At the end of the parking lot, a pickup revved its engine at protesters as a young white woman in cowboy boots shrilly shouted, “White Lives Matter.”
“Keep it moving,” Travon yelled, putting himself between the two groups. “We didn’t come out here to argue. We came out here to raise awareness.’’
There was food and water waiting for them at Walmart, but also more confrontation. As protesters sang “Ain’t No Mountain High Enough,” a man in a tie-dyed shirt told them to “go back to Africa.”
“Is you done?” Travon shouted into his megaphone. “Is you finished?”
The march back into Marion was quieter, but the reason became clear when they arrived downtown: Counterprotesters were waiting for them on the other side of a police barricade.
The protesters knelt silently in remembrance of George Floyd, whose May 25 death had sparked nationwide demonstrations, as their opponents screamed.
“We stand for law enforcement,” one shouted.
“We stand for America,” said another.
When protesters began to talk back, Travon turned and shushed them. He knelt near the front, his right fist raised to the air.
“It’s great to see you praying,” someone taunted.
After more than eight minutes — the amount of time a Minneapolis police officer knelt on Floyd’s neck — the protesters stood.
“Antifa sucks,” someone shouted from the other side of Main Street, where Travon could see several classmates and their parents.
“We ain’t antifa,” a protester answered.
“Go home,” a counterprotester called out.
“We are home,” came the reply.
“We came because y’all burned a cross in our brother’s yard,” said a New Panther. “A 17-year-old boy.”
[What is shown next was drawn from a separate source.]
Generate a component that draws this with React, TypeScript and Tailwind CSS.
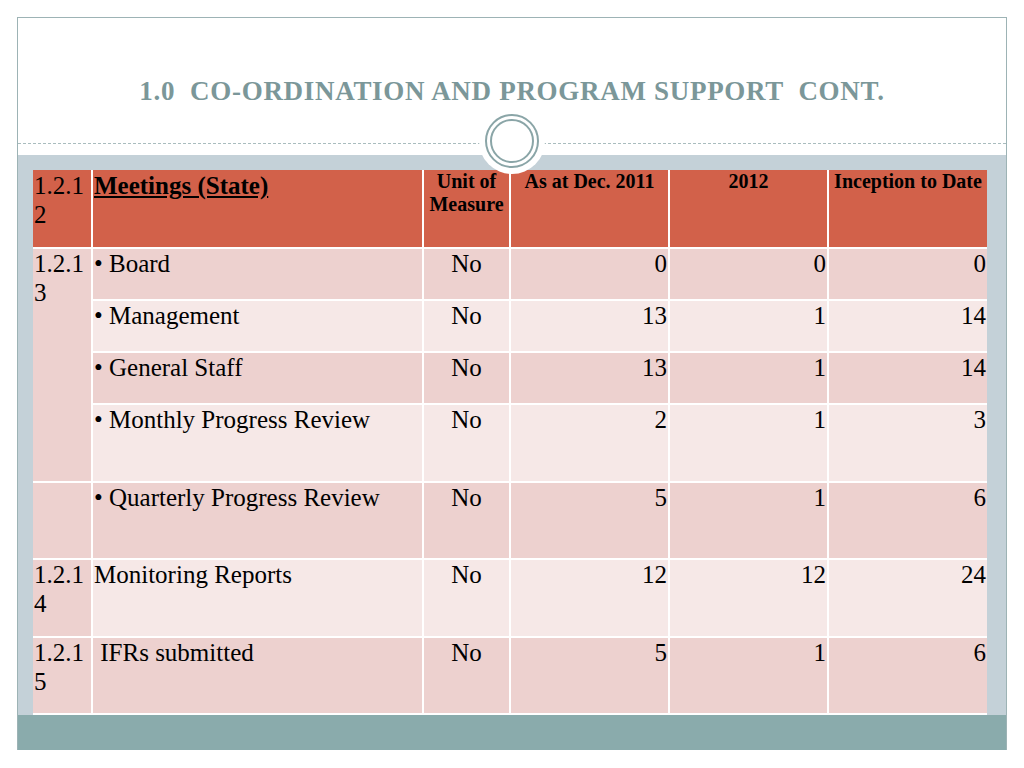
const serif = { fontFamily: '"Liberation Serif", "Times New Roman", serif' }

type Row = {
  id?: string
  span?: number
  skipId?: boolean
  label: string
  unit: string
  dec: string
  y2012: string
  total: string
  h: string
  bg: string
}

const DARK = 'bg-[#edd1cf]'
const LIGHT = 'bg-[#f6e8e7]'

const rows: Row[] = [
  { id: '1.2.13', span: 4, label: '• Board', unit: 'No', dec: '0', y2012: '0', total: '0', h: 'h-[52px]', bg: DARK },
  { skipId: true, label: '• Management', unit: 'No', dec: '13', y2012: '1', total: '14', h: 'h-[52px]', bg: LIGHT },
  { skipId: true, label: '• General Staff', unit: 'No', dec: '13', y2012: '1', total: '14', h: 'h-[52px]', bg: DARK },
  { skipId: true, label: '• Monthly Progress Review', unit: 'No', dec: '2', y2012: '1', total: '3', h: 'h-[78px]', bg: LIGHT },
  { id: '', label: '• Quarterly Progress Review', unit: 'No', dec: '5', y2012: '1', total: '6', h: 'h-[77px]', bg: DARK },
  { id: '1.2.14', label: 'Monitoring Reports', unit: 'No', dec: '12', y2012: '12', total: '24', h: 'h-[78px]', bg: LIGHT },
  { id: '1.2.15', label: '\u00a0IFRs submitted', unit: 'No', dec: '5', y2012: '1', total: '6', h: 'h-[77px]', bg: DARK },
]

export default function App() {
  return (
    <div className="w-[1024px] h-[768px] bg-white pt-[17px] px-[17px]" style={serif}>
      <div className="w-[990px] h-[733px] border-l border-t border-r border-[#9db3b5] flex flex-col">
        {/* title area */}
        <div className="relative h-[138px] bg-white">
          <div className="h-[125px] flex items-center justify-center pt-[21px]">
            <h1 className="text-[27px] font-bold text-[#7b9799] tracking-[0.7px] whitespace-pre">
              1.0  CO-ORDINATION AND PROGRAM SUPPORT  CONT.
            </h1>
          </div>
          <div className="border-t border-dashed border-[#a9bcbe]" />
          {/* medallion */}
          <div className="absolute left-[461px] top-[90px] w-[66px] h-[66px] rounded-full bg-white flex items-center justify-center">
            <div className="w-[54px] h-[54px] rounded-full border-2 border-[#8aa5a7] flex items-center justify-center">
              <div className="w-[44px] h-[44px] rounded-full border-2 border-[#8aa5a7]" />
            </div>
          </div>
        </div>

        {/* content */}
        <div className="h-[560px] bg-[#c4d1d8] pt-[15px] pl-[15px]">
          <table className="border-collapse text-black text-[25px] leading-[29px]">
            <colgroup>
              <col className="w-[59px]" />
              <col className="w-[331px]" />
              <col className="w-[87px]" />
              <col className="w-[159px]" />
              <col className="w-[159px]" />
              <col className="w-[159px]" />
            </colgroup>
            <thead>
              <tr className="h-[78px] bg-[#d2614a] align-top">
                <th className="border-2 border-white border-t-0 border-l-0 px-[1px] pt-[1px] text-left font-normal break-all">1.2.12</th>
                <th className="border-2 border-white border-t-0 px-[1px] pt-[1px] text-left font-bold underline">Meetings (State)</th>
                <th className="border-2 border-white border-t-0 px-0 pt-0 text-center font-bold text-[20px] leading-[23px]">Unit of Measure</th>
                <th className="border-2 border-white border-t-0 px-0 pt-0 text-center font-bold text-[20px] leading-[23px]">As at Dec. 2011</th>
                <th className="border-2 border-white border-t-0 px-0 pt-0 text-center font-bold text-[20px] leading-[23px]">2012</th>
                <th className="border-2 border-white border-t-0 border-r-0 px-0 pt-0 text-center font-bold text-[20px] leading-[23px]">Inception to Date</th>
              </tr>
            </thead>
            <tbody>
              {rows.map((r, i) => (
                <tr key={i} className={`${r.h} ${r.bg} align-top`}>
                  {!r.skipId && (
                    <td rowSpan={r.span ?? 1} className={`border-2 border-white border-l-0 px-[1px] pt-0 break-all ${DARK}`}>
                      {r.id}
                    </td>
                  )}
                  <td className="border-2 border-white px-[1px] pt-0">{r.label}</td>
                  <td className="border-2 border-white px-[1px] pt-0 text-center">{r.unit}</td>
                  <td className="border-2 border-white px-[1px] pt-0 text-right">{r.dec}</td>
                  <td className="border-2 border-white px-[1px] pt-0 text-right">{r.y2012}</td>
                  <td className="border-2 border-white border-r-0 px-[1px] pt-0 text-right">{r.total}</td>
                </tr>
              ))}
            </tbody>
          </table>
        </div>

        {/* footer band */}
        <div className="h-[35px] bg-[#8aabac]" />
      </div>
    </div>
  )
}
And then Travon began shouting “I love you” across the divide, and soon all the protesters were shouting it and the faces opposite them were momentarily quiet and confused.
Back at the farmers market, the protesters pulled the teenager into the middle of a dance circle. A Smyth County sheriff’s officer shook his hand. So did Chief Clair, who said not a single person had been arrested.
“You did great,” Thomas told her son as she hugged him. “I’m proud of you.”
The sun was setting as he walked along Pearl Avenue, past his neighbor’s Confederate flags and up his driveway, where the scorch marks on the pavement were nearly gone.